The construction of a triplet of three-spheres $\left\{{\mathbb{S}}_H^3,{\mathbb{S}}_c^3,{\mathbb{S}}^3\right\}$ forms the core of hyper-spacetime. These spheres share a temporal axis and a reciprocal temporal bivector plane, establishing a real geometric duality between Minkowski and Euclidean representations. This duality offers a natural geometric interpretation of Wick rotation and clarifies how Euclidean and Lorentzian structures can be embedded within a single continuous geometry.

The associated spinor sets $\left\{U_j\right\}$ and $\left\{V_j\right\}$ (Equations (16) and (17)) reproduce the eigen-spinor structure of the Dirac equation, including null spinors at the lightlike boundary. In this sense, hyper-spacetime provides a geometric origin for Dirac spinors, where eigen-spinor behavior emerges directly from the geometry rather than from analytic solutions of a differential equation. Singularities are isolated in scalar density factors, allowing the spinors themselves to remain regular throughout the full angular domain.

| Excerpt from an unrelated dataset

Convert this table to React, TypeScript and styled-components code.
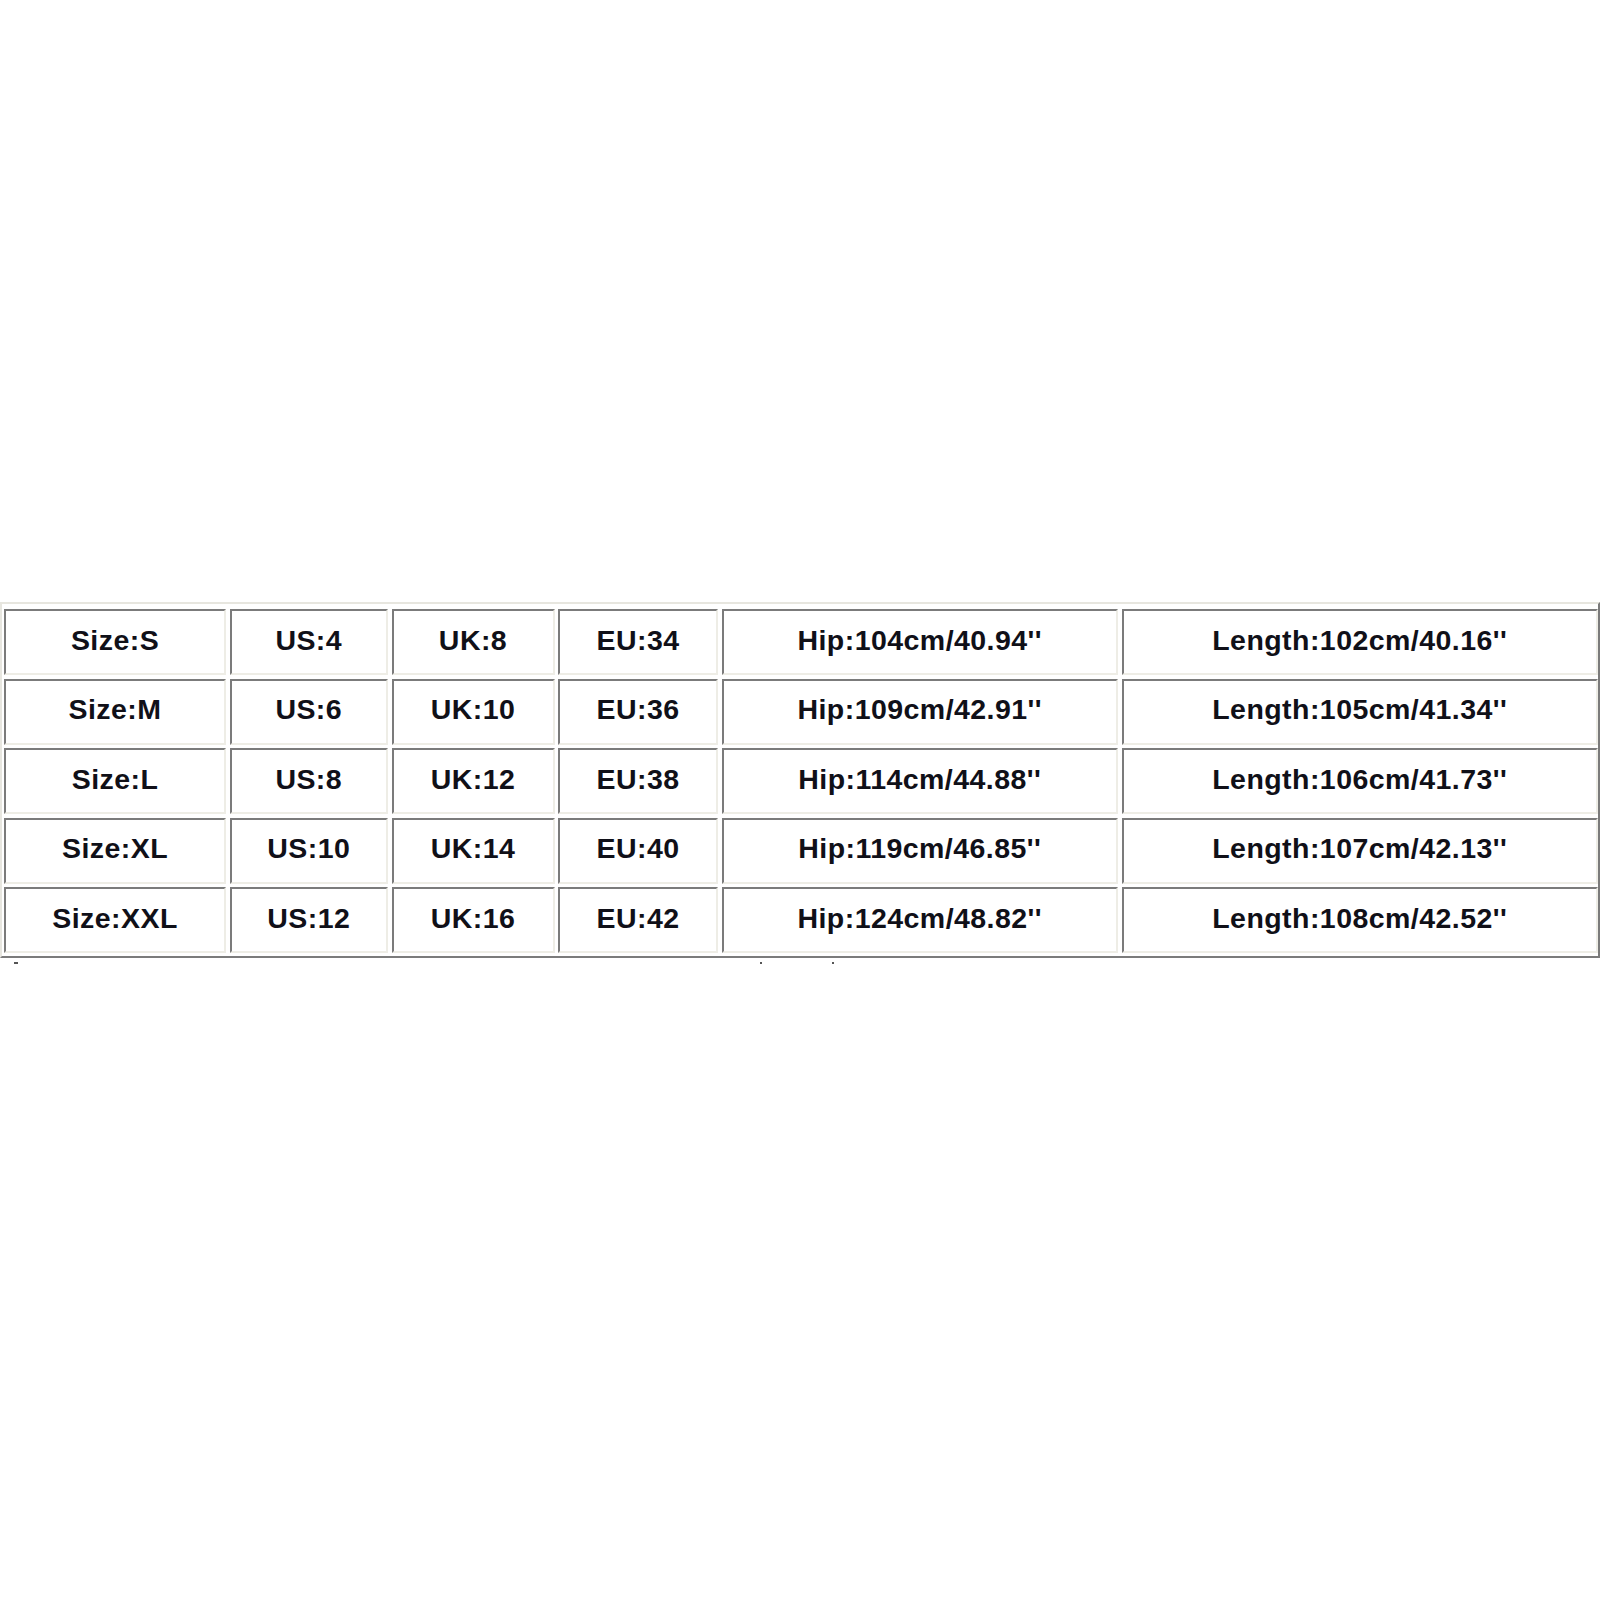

Overall, the hyper-spacetime framework yields a closed and unified representation of Lorentz geometry, clarifies the role of discrete symmetries, and provides a continuous real-domain connection between Euclidean and Minkowski structures. Beyond its conceptual clarity, the framework suggests potential applications to geometric quantization, path-integral formulations, and the study of null-spinor behavior at the lightlike boundary. Future work may explore these directions, as well as the possibility of embedding interactions or gauge structures within the same compact geometric setting.